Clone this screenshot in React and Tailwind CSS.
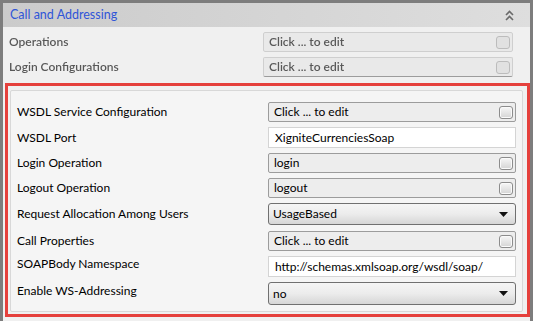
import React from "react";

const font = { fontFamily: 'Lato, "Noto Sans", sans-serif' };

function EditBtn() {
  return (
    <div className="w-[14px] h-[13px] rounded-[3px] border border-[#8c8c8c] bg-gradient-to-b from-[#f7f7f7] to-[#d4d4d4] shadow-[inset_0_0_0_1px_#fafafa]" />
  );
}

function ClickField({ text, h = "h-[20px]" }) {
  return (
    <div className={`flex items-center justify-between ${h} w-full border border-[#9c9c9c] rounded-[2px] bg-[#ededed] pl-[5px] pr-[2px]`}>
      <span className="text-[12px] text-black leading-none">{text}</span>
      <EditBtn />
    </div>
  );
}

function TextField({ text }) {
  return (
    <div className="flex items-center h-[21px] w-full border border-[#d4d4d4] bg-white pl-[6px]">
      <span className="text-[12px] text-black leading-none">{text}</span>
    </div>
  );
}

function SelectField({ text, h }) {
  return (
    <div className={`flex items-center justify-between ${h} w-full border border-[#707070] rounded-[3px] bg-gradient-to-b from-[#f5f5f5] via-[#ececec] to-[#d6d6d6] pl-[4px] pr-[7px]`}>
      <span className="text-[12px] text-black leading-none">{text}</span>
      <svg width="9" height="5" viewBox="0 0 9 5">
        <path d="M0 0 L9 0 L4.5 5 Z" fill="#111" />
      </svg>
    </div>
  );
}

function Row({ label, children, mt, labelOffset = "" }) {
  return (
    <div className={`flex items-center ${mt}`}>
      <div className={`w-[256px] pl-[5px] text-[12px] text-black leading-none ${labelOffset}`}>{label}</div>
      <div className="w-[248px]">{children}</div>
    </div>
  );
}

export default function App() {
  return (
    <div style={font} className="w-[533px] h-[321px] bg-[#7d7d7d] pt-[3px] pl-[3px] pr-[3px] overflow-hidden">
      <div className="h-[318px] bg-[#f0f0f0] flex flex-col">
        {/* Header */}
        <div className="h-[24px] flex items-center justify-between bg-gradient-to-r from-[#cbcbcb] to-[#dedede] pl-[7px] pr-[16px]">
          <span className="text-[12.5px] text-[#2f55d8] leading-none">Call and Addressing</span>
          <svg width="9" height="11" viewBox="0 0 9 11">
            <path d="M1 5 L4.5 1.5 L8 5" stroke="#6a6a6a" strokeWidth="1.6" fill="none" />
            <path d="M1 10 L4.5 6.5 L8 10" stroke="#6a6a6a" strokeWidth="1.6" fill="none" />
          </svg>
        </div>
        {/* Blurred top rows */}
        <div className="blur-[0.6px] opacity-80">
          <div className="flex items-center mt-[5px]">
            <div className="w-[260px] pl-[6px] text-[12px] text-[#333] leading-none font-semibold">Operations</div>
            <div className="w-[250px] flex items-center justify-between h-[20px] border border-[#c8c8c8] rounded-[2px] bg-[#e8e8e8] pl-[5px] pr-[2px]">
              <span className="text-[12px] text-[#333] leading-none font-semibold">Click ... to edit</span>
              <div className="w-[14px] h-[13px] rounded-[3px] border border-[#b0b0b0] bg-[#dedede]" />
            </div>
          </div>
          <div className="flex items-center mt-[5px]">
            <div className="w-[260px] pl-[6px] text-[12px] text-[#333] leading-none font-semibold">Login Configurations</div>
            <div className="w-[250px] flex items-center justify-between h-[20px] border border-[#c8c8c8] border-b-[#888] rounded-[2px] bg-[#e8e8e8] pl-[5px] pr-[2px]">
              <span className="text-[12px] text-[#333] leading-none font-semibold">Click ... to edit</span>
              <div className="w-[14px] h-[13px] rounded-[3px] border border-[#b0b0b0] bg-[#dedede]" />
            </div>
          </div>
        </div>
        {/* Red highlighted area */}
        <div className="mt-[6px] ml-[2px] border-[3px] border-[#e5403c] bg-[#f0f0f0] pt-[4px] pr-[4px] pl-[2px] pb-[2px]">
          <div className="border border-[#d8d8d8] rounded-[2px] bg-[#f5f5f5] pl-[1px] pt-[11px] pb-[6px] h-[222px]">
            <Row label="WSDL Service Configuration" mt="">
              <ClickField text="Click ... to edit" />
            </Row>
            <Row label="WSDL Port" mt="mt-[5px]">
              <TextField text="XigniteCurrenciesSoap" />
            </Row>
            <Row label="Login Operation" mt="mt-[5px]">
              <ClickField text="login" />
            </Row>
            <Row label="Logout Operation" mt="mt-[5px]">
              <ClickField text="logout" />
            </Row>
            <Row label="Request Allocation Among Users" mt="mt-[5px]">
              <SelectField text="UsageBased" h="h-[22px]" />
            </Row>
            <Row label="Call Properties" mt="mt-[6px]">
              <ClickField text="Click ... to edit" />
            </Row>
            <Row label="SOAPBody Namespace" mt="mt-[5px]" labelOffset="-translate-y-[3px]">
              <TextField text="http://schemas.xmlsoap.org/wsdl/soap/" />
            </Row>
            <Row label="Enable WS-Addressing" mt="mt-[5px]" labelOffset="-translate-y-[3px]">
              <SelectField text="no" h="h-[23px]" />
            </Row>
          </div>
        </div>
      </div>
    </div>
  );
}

+-------+

§ **Problem to solve**
Repeat the material verbatim. Do not carry over any picture.

§ **Output for this exercise**
Clone this screenshot in React and Tailwind CSS.
import React from "react";

const font = { fontFamily: 'Lato, "Noto Sans", sans-serif' };

function EditBtn() {
  return (
    <div className="w-[14px] h-[13px] rounded-[3px] border border-[#8c8c8c] bg-gradient-to-b from-[#f7f7f7] to-[#d4d4d4] shadow-[inset_0_0_0_1px_#fafafa]" />
  );
}

function ClickField({ text, h = "h-[20px]" }) {
  return (
    <div className={`flex items-center justify-between ${h} w-full border border-[#9c9c9c] rounded-[2px] bg-[#ededed] pl-[5px] pr-[2px]`}>
      <span className="text-[12px] text-black leading-none">{text}</span>
      <EditBtn />
    </div>
  );
}

function TextField({ text }) {
  return (
    <div className="flex items-center h-[21px] w-full border border-[#d4d4d4] bg-white pl-[6px]">
      <span className="text-[12px] text-black leading-none">{text}</span>
    </div>
  );
}

function SelectField({ text, h }) {
  return (
    <div className={`flex items-center justify-between ${h} w-full border border-[#707070] rounded-[3px] bg-gradient-to-b from-[#f5f5f5] via-[#ececec] to-[#d6d6d6] pl-[4px] pr-[7px]`}>
      <span className="text-[12px] text-black leading-none">{text}</span>
      <svg width="9" height="5" viewBox="0 0 9 5">
        <path d="M0 0 L9 0 L4.5 5 Z" fill="#111" />
      </svg>
    </div>
  );
}

function Row({ label, children, mt, labelOffset = "" }) {
  return (
    <div className={`flex items-center ${mt}`}>
      <div className={`w-[256px] pl-[5px] text-[12px] text-black leading-none ${labelOffset}`}>{label}</div>
      <div className="w-[248px]">{children}</div>
    </div>
  );
}

export default function App() {
  return (
    <div style={font} className="w-[533px] h-[321px] bg-[#7d7d7d] pt-[3px] pl-[3px] pr-[3px] overflow-hidden">
      <div className="h-[318px] bg-[#f0f0f0] flex flex-col">
        {/* Header */}
        <div className="h-[24px] flex items-center justify-between bg-gradient-to-r from-[#cbcbcb] to-[#dedede] pl-[7px] pr-[16px]">
          <span className="text-[12.5px] text-[#2f55d8] leading-none">Call and Addressing</span>
          <svg width="9" height="11" viewBox="0 0 9 11">
            <path d="M1 5 L4.5 1.5 L8 5" stroke="#6a6a6a" strokeWidth="1.6" fill="none" />
            <path d="M1 10 L4.5 6.5 L8 10" stroke="#6a6a6a" strokeWidth="1.6" fill="none" />
          </svg>
        </div>
        {/* Blurred top rows */}
        <div className="blur-[0.6px] opacity-80">
          <div className="flex items-center mt-[5px]">
            <div className="w-[260px] pl-[6px] text-[12px] text-[#333] leading-none font-semibold">Operations</div>
            <div className="w-[250px] flex items-center justify-between h-[20px] border border-[#c8c8c8] rounded-[2px] bg-[#e8e8e8] pl-[5px] pr-[2px]">
              <span className="text-[12px] text-[#333] leading-none font-semibold">Click ... to edit</span>
              <div className="w-[14px] h-[13px] rounded-[3px] border border-[#b0b0b0] bg-[#dedede]" />
            </div>
          </div>
          <div className="flex items-center mt-[5px]">
            <div className="w-[260px] pl-[6px] text-[12px] text-[#333] leading-none font-semibold">Login Configurations</div>
            <div className="w-[250px] flex items-center justify-between h-[20px] border border-[#c8c8c8] border-b-[#888] rounded-[2px] bg-[#e8e8e8] pl-[5px] pr-[2px]">
              <span className="text-[12px] text-[#333] leading-none font-semibold">Click ... to edit</span>
              <div className="w-[14px] h-[13px] rounded-[3px] border border-[#b0b0b0] bg-[#dedede]" />
            </div>
          </div>
        </div>
        {/* Red highlighted area */}
        <div className="mt-[6px] ml-[2px] border-[3px] border-[#e5403c] bg-[#f0f0f0] pt-[4px] pr-[4px] pl-[2px] pb-[2px]">
          <div className="border border-[#d8d8d8] rounded-[2px] bg-[#f5f5f5] pl-[1px] pt-[11px] pb-[6px] h-[222px]">
            <Row label="WSDL Service Configuration" mt="">
              <ClickField text="Click ... to edit" />
            </Row>
            <Row label="WSDL Port" mt="mt-[5px]">
              <TextField text="XigniteCurrenciesSoap" />
            </Row>
            <Row label="Login Operation" mt="mt-[5px]">
              <ClickField text="login" />
            </Row>
            <Row label="Logout Operation" mt="mt-[5px]">
              <ClickField text="logout" />
            </Row>
            <Row label="Request Allocation Among Users" mt="mt-[5px]">
              <SelectField text="UsageBased" h="h-[22px]" />
            </Row>
            <Row label="Call Properties" mt="mt-[6px]">
              <ClickField text="Click ... to edit" />
            </Row>
            <Row label="SOAPBody Namespace" mt="mt-[5px]" labelOffset="-translate-y-[3px]">
              <TextField text="http://schemas.xmlsoap.org/wsdl/soap/" />
            </Row>
            <Row label="Enable WS-Addressing" mt="mt-[5px]" labelOffset="-translate-y-[3px]">
              <SelectField text="no" h="h-[23px]" />
            </Row>
          </div>
        </div>
      </div>
    </div>
  );
}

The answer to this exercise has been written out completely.